Restate the data word for word and leave the images out.

*Data section*:

────────────────────────────────────────

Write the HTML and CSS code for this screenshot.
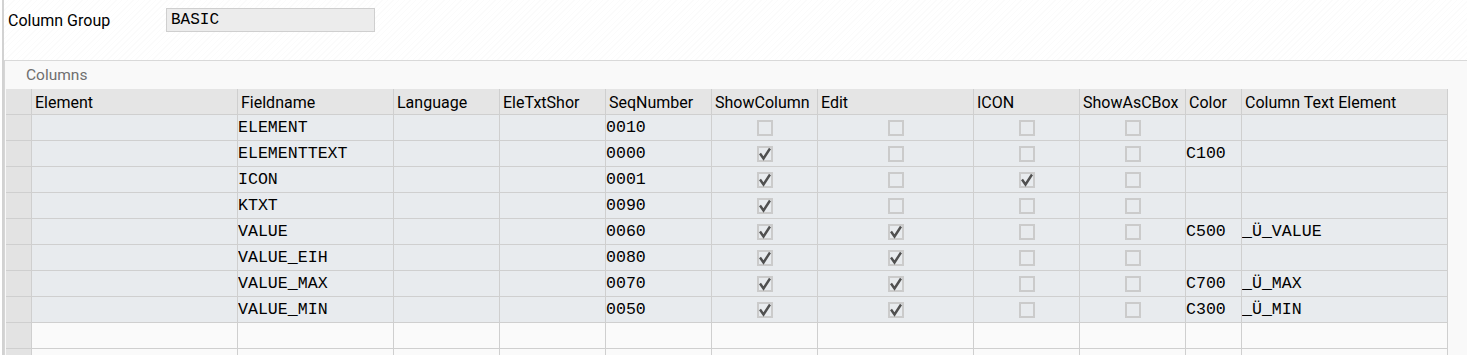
FILE: index.html
```html
<!DOCTYPE html>
<html lang="en">
<head>
  <meta charset="UTF-8">
  <title>Column Group</title>
  <link rel="stylesheet" href="styles.css">
</head>
<body>
  <div class="page">
    <div class="head">
      <label class="head-label">Column Group</label>
      <div class="field">BASIC</div>
    </div>

    <div class="panel">
      <div class="panel-title">Columns</div>
      <div class="grid">
        <!-- header -->
        <div class="sel"></div>
        <div class="hd">Element</div>
        <div class="hd">Fieldname</div>
        <div class="hd">Language</div>
        <div class="hd">EleTxtShor</div>
        <div class="hd">SeqNumber</div>
        <div class="hd">ShowColumn</div>
        <div class="hd">Edit</div>
        <div class="hd">ICON</div>
        <div class="hd">ShowAsCBox</div>
        <div class="hd">Color</div>
        <div class="hd">Column Text Element</div>

        <!-- ELEMENT -->
        <div class="sel"></div>
        <div class="c"></div>
        <div class="c">ELEMENT</div>
        <div class="c"></div>
        <div class="c"></div>
        <div class="c">0010</div>
        <div class="c ck"><span class="box"></span></div>
        <div class="c ck"><span class="box"></span></div>
        <div class="c ck"><span class="box"></span></div>
        <div class="c ck"><span class="box"></span></div>
        <div class="c"></div>
        <div class="c"></div>

        <!-- ELEMENTTEXT -->
        <div class="sel"></div>
        <div class="c"></div>
        <div class="c">ELEMENTTEXT</div>
        <div class="c"></div>
        <div class="c"></div>
        <div class="c">0000</div>
        <div class="c ck"><span class="box on"></span></div>
        <div class="c ck"><span class="box"></span></div>
        <div class="c ck"><span class="box"></span></div>
        <div class="c ck"><span class="box"></span></div>
        <div class="c">C100</div>
        <div class="c"></div>

        <!-- ICON -->
        <div class="sel"></div>
        <div class="c"></div>
        <div class="c">ICON</div>
        <div class="c"></div>
        <div class="c"></div>
        <div class="c">0001</div>
        <div class="c ck"><span class="box on"></span></div>
        <div class="c ck"><span class="box"></span></div>
        <div class="c ck"><span class="box on"></span></div>
        <div class="c ck"><span class="box"></span></div>
        <div class="c"></div>
        <div class="c"></div>

        <!-- KTXT -->
        <div class="sel"></div>
        <div class="c"></div>
        <div class="c">KTXT</div>
        <div class="c"></div>
        <div class="c"></div>
        <div class="c">0090</div>
        <div class="c ck"><span class="box on"></span></div>
        <div class="c ck"><span class="box"></span></div>
        <div class="c ck"><span class="box"></span></div>
        <div class="c ck"><span class="box"></span></div>
        <div class="c"></div>
        <div class="c"></div>

        <!-- VALUE -->
        <div class="sel"></div>
        <div class="c"></div>
        <div class="c">VALUE</div>
        <div class="c"></div>
        <div class="c"></div>
        <div class="c">0060</div>
        <div class="c ck"><span class="box on"></span></div>
        <div class="c ck"><span class="box on"></span></div>
        <div class="c ck"><span class="box"></span></div>
        <div class="c ck"><span class="box"></span></div>
        <div class="c">C500</div>
        <div class="c">_Ü_VALUE</div>

        <!-- VALUE_EIH -->
        <div class="sel"></div>
        <div class="c"></div>
        <div class="c">VALUE_EIH</div>
        <div class="c"></div>
        <div class="c"></div>
        <div class="c">0080</div>
        <div class="c ck"><span class="box on"></span></div>
        <div class="c ck"><span class="box on"></span></div>
        <div class="c ck"><span class="box"></span></div>
        <div class="c ck"><span class="box"></span></div>
        <div class="c"></div>
        <div class="c"></div>

        <!-- VALUE_MAX -->
        <div class="sel"></div>
        <div class="c"></div>
        <div class="c">VALUE_MAX</div>
        <div class="c"></div>
        <div class="c"></div>
        <div class="c">0070</div>
        <div class="c ck"><span class="box on"></span></div>
        <div class="c ck"><span class="box on"></span></div>
        <div class="c ck"><span class="box"></span></div>
        <div class="c ck"><span class="box"></span></div>
        <div class="c">C700</div>
        <div class="c">_Ü_MAX</div>

        <!-- VALUE_MIN -->
        <div class="sel"></div>
        <div class="c"></div>
        <div class="c">VALUE_MIN</div>
        <div class="c"></div>
        <div class="c"></div>
        <div class="c">0050</div>
        <div class="c ck"><span class="box on"></span></div>
        <div class="c ck"><span class="box on"></span></div>
        <div class="c ck"><span class="box"></span></div>
        <div class="c ck"><span class="box"></span></div>
        <div class="c">C300</div>
        <div class="c">_Ü_MIN</div>

        <!-- empty rows -->
        <div class="sel"></div>
        <div class="e"></div><div class="e"></div><div class="e"></div><div class="e"></div>
        <div class="e"></div><div class="e"></div><div class="e"></div><div class="e"></div>
        <div class="e"></div><div class="e"></div><div class="e"></div>

        <div class="sel"></div>
        <div class="e"></div><div class="e"></div><div class="e"></div><div class="e"></div>
        <div class="e"></div><div class="e"></div><div class="e"></div><div class="e"></div>
        <div class="e"></div><div class="e"></div><div class="e"></div>
      </div>
    </div>
  </div>
</body>
</html>
```

FILE: styles.css
```css
html, body {
  margin: 0;
  padding: 0;
  background: #fff;
  overflow: hidden;
}

body {
  font-family: Roboto, "Liberation Sans", sans-serif;
  font-size: 16px;
  color: #000;
}

.page {
  margin-left: 2px;
  border-left: 2px solid #d2d2d2;
  height: 100vh;
  box-sizing: border-box;
  overflow: hidden;
  background: repeating-linear-gradient(135deg, #fff 0 3px, #fbfbfb 3px 4px);
}

.head {
  display: flex;
  align-items: center;
  padding: 8px 0 0 4px;
  height: 24px;
}

.head-label {
  width: 158px;
  line-height: 24px;
  padding-top: 2px;
}

.field {
  width: 209px;
  height: 24px;
  box-sizing: border-box;
  background: #ececec;
  border: 1px solid #cfcfcf;
  padding-left: 4px;
  font-family: "Liberation Mono", monospace;
  font-size: 16px;
  line-height: 22px;
}

.panel {
  margin-top: 28px;
  border-top: 1px solid #d9d9d9;
  border-left: 1px solid #d6d6d6;
  padding-left: 1px;
  background: #f9f9f9;
}

.panel-title {
  height: 28px;
  line-height: 29px;
  padding-left: 20px;
  color: #6f6f6f;
  font-size: 15.5px;
}

.grid {
  display: grid;
  grid-template-columns: 26px 206px 156px 106px 106px 106px 106px 156px 106px 106px 56px 206px;
}

.grid > div {
  height: 26px;
  box-sizing: border-box;
  border-right: 1px solid #cfcfcf;
  border-bottom: 1px solid #cfcfcf;
  white-space: nowrap;
  overflow: hidden;
}

.sel {
  background: #e3e3e3;
}

.hd {
  background: #e5e5e5;
  padding-left: 3px;
  line-height: 25px;
  padding-top: 1px;
}

.c {
  background: #e8ebee;
  font-family: "Liberation Mono", monospace;
  font-size: 16.6px;
  line-height: 25px;
  padding-left: 0;
}

.e {
  background: #fafafa;
}

.ck {
  display: flex;
  justify-content: center;
  align-items: center;
}

.box {
  position: relative;
  width: 16px;
  height: 16px;
  box-sizing: border-box;
  border: 2px solid #cbcbcb;
}

.box.on::after {
  content: "";
  position: absolute;
  left: -2px;
  top: -2px;
  width: 16px;
  height: 16px;
  background: url("data:image/svg+xml,%3Csvg xmlns='http://www.w3.org/2000/svg' viewBox='0 0 16 16'%3E%3Cpath d='M3 7.5 L6.5 12.5 L13 2.5' fill='none' stroke='%23505050' stroke-width='2.4'/%3E%3C/svg%3E") center / 16px 16px no-repeat;
}
```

────────────────────────────────────────

*Expected answer*:
Write the HTML and CSS code for this screenshot.
FILE: index.html
```html
<!DOCTYPE html>
<html lang="en">
<head>
  <meta charset="UTF-8">
  <title>Column Group</title>
  <link rel="stylesheet" href="styles.css">
</head>
<body>
  <div class="page">
    <div class="head">
      <label class="head-label">Column Group</label>
      <div class="field">BASIC</div>
    </div>

    <div class="panel">
      <div class="panel-title">Columns</div>
      <div class="grid">
        <!-- header -->
        <div class="sel"></div>
        <div class="hd">Element</div>
        <div class="hd">Fieldname</div>
        <div class="hd">Language</div>
        <div class="hd">EleTxtShor</div>
        <div class="hd">SeqNumber</div>
        <div class="hd">ShowColumn</div>
        <div class="hd">Edit</div>
        <div class="hd">ICON</div>
        <div class="hd">ShowAsCBox</div>
        <div class="hd">Color</div>
        <div class="hd">Column Text Element</div>

        <!-- ELEMENT -->
        <div class="sel"></div>
        <div class="c"></div>
        <div class="c">ELEMENT</div>
        <div class="c"></div>
        <div class="c"></div>
        <div class="c">0010</div>
        <div class="c ck"><span class="box"></span></div>
        <div class="c ck"><span class="box"></span></div>
        <div class="c ck"><span class="box"></span></div>
        <div class="c ck"><span class="box"></span></div>
        <div class="c"></div>
        <div class="c"></div>

        <!-- ELEMENTTEXT -->
        <div class="sel"></div>
        <div class="c"></div>
        <div class="c">ELEMENTTEXT</div>
        <div class="c"></div>
        <div class="c"></div>
        <div class="c">0000</div>
        <div class="c ck"><span class="box on"></span></div>
        <div class="c ck"><span class="box"></span></div>
        <div class="c ck"><span class="box"></span></div>
        <div class="c ck"><span class="box"></span></div>
        <div class="c">C100</div>
        <div class="c"></div>

        <!-- ICON -->
        <div class="sel"></div>
        <div class="c"></div>
        <div class="c">ICON</div>
        <div class="c"></div>
        <div class="c"></div>
        <div class="c">0001</div>
        <div class="c ck"><span class="box on"></span></div>
        <div class="c ck"><span class="box"></span></div>
        <div class="c ck"><span class="box on"></span></div>
        <div class="c ck"><span class="box"></span></div>
        <div class="c"></div>
        <div class="c"></div>

        <!-- KTXT -->
        <div class="sel"></div>
        <div class="c"></div>
        <div class="c">KTXT</div>
        <div class="c"></div>
        <div class="c"></div>
        <div class="c">0090</div>
        <div class="c ck"><span class="box on"></span></div>
        <div class="c ck"><span class="box"></span></div>
        <div class="c ck"><span class="box"></span></div>
        <div class="c ck"><span class="box"></span></div>
        <div class="c"></div>
        <div class="c"></div>

        <!-- VALUE -->
        <div class="sel"></div>
        <div class="c"></div>
        <div class="c">VALUE</div>
        <div class="c"></div>
        <div class="c"></div>
        <div class="c">0060</div>
        <div class="c ck"><span class="box on"></span></div>
        <div class="c ck"><span class="box on"></span></div>
        <div class="c ck"><span class="box"></span></div>
        <div class="c ck"><span class="box"></span></div>
        <div class="c">C500</div>
        <div class="c">_Ü_VALUE</div>

        <!-- VALUE_EIH -->
        <div class="sel"></div>
        <div class="c"></div>
        <div class="c">VALUE_EIH</div>
        <div class="c"></div>
        <div class="c"></div>
        <div class="c">0080</div>
        <div class="c ck"><span class="box on"></span></div>
        <div class="c ck"><span class="box on"></span></div>
        <div class="c ck"><span class="box"></span></div>
        <div class="c ck"><span class="box"></span></div>
        <div class="c"></div>
        <div class="c"></div>

        <!-- VALUE_MAX -->
        <div class="sel"></div>
        <div class="c"></div>
        <div class="c">VALUE_MAX</div>
        <div class="c"></div>
        <div class="c"></div>
        <div class="c">0070</div>
        <div class="c ck"><span class="box on"></span></div>
        <div class="c ck"><span class="box on"></span></div>
        <div class="c ck"><span class="box"></span></div>
        <div class="c ck"><span class="box"></span></div>
        <div class="c">C700</div>
        <div class="c">_Ü_MAX</div>

        <!-- VALUE_MIN -->
        <div class="sel"></div>
        <div class="c"></div>
        <div class="c">VALUE_MIN</div>
        <div class="c"></div>
        <div class="c"></div>
        <div class="c">0050</div>
        <div class="c ck"><span class="box on"></span></div>
        <div class="c ck"><span class="box on"></span></div>
        <div class="c ck"><span class="box"></span></div>
        <div class="c ck"><span class="box"></span></div>
        <div class="c">C300</div>
        <div class="c">_Ü_MIN</div>

        <!-- empty rows -->
        <div class="sel"></div>
        <div class="e"></div><div class="e"></div><div class="e"></div><div class="e"></div>
        <div class="e"></div><div class="e"></div><div class="e"></div><div class="e"></div>
        <div class="e"></div><div class="e"></div><div class="e"></div>

        <div class="sel"></div>
        <div class="e"></div><div class="e"></div><div class="e"></div><div class="e"></div>
        <div class="e"></div><div class="e"></div><div class="e"></div><div class="e"></div>
        <div class="e"></div><div class="e"></div><div class="e"></div>
      </div>
    </div>
  </div>
</body>
</html>
```

FILE: styles.css
```css
html, body {
  margin: 0;
  padding: 0;
  background: #fff;
  overflow: hidden;
}

body {
  font-family: Roboto, "Liberation Sans", sans-serif;
  font-size: 16px;
  color: #000;
}

.page {
  margin-left: 2px;
  border-left: 2px solid #d2d2d2;
  height: 100vh;
  box-sizing: border-box;
  overflow: hidden;
  background: repeating-linear-gradient(135deg, #fff 0 3px, #fbfbfb 3px 4px);
}

.head {
  display: flex;
  align-items: center;
  padding: 8px 0 0 4px;
  height: 24px;
}

.head-label {
  width: 158px;
  line-height: 24px;
  padding-top: 2px;
}

.field {
  width: 209px;
  height: 24px;
  box-sizing: border-box;
  background: #ececec;
  border: 1px solid #cfcfcf;
  padding-left: 4px;
  font-family: "Liberation Mono", monospace;
  font-size: 16px;
  line-height: 22px;
}

.panel {
  margin-top: 28px;
  border-top: 1px solid #d9d9d9;
  border-left: 1px solid #d6d6d6;
  padding-left: 1px;
  background: #f9f9f9;
}

.panel-title {
  height: 28px;
  line-height: 29px;
  padding-left: 20px;
  color: #6f6f6f;
  font-size: 15.5px;
}

.grid {
  display: grid;
  grid-template-columns: 26px 206px 156px 106px 106px 106px 106px 156px 106px 106px 56px 206px;
}

.grid > div {
  height: 26px;
  box-sizing: border-box;
  border-right: 1px solid #cfcfcf;
  border-bottom: 1px solid #cfcfcf;
  white-space: nowrap;
  overflow: hidden;
}

.sel {
  background: #e3e3e3;
}

.hd {
  background: #e5e5e5;
  padding-left: 3px;
  line-height: 25px;
  padding-top: 1px;
}

.c {
  background: #e8ebee;
  font-family: "Liberation Mono", monospace;
  font-size: 16.6px;
  line-height: 25px;
  padding-left: 0;
}

.e {
  background: #fafafa;
}

.ck {
  display: flex;
  justify-content: center;
  align-items: center;
}

.box {
  position: relative;
  width: 16px;
  height: 16px;
  box-sizing: border-box;
  border: 2px solid #cbcbcb;
}

.box.on::after {
  content: "";
  position: absolute;
  left: -2px;
  top: -2px;
  width: 16px;
  height: 16px;
  background: url("data:image/svg+xml,%3Csvg xmlns='http://www.w3.org/2000/svg' viewBox='0 0 16 16'%3E%3Cpath d='M3 7.5 L6.5 12.5 L13 2.5' fill='none' stroke='%23505050' stroke-width='2.4'/%3E%3C/svg%3E") center / 16px 16px no-repeat;
}
```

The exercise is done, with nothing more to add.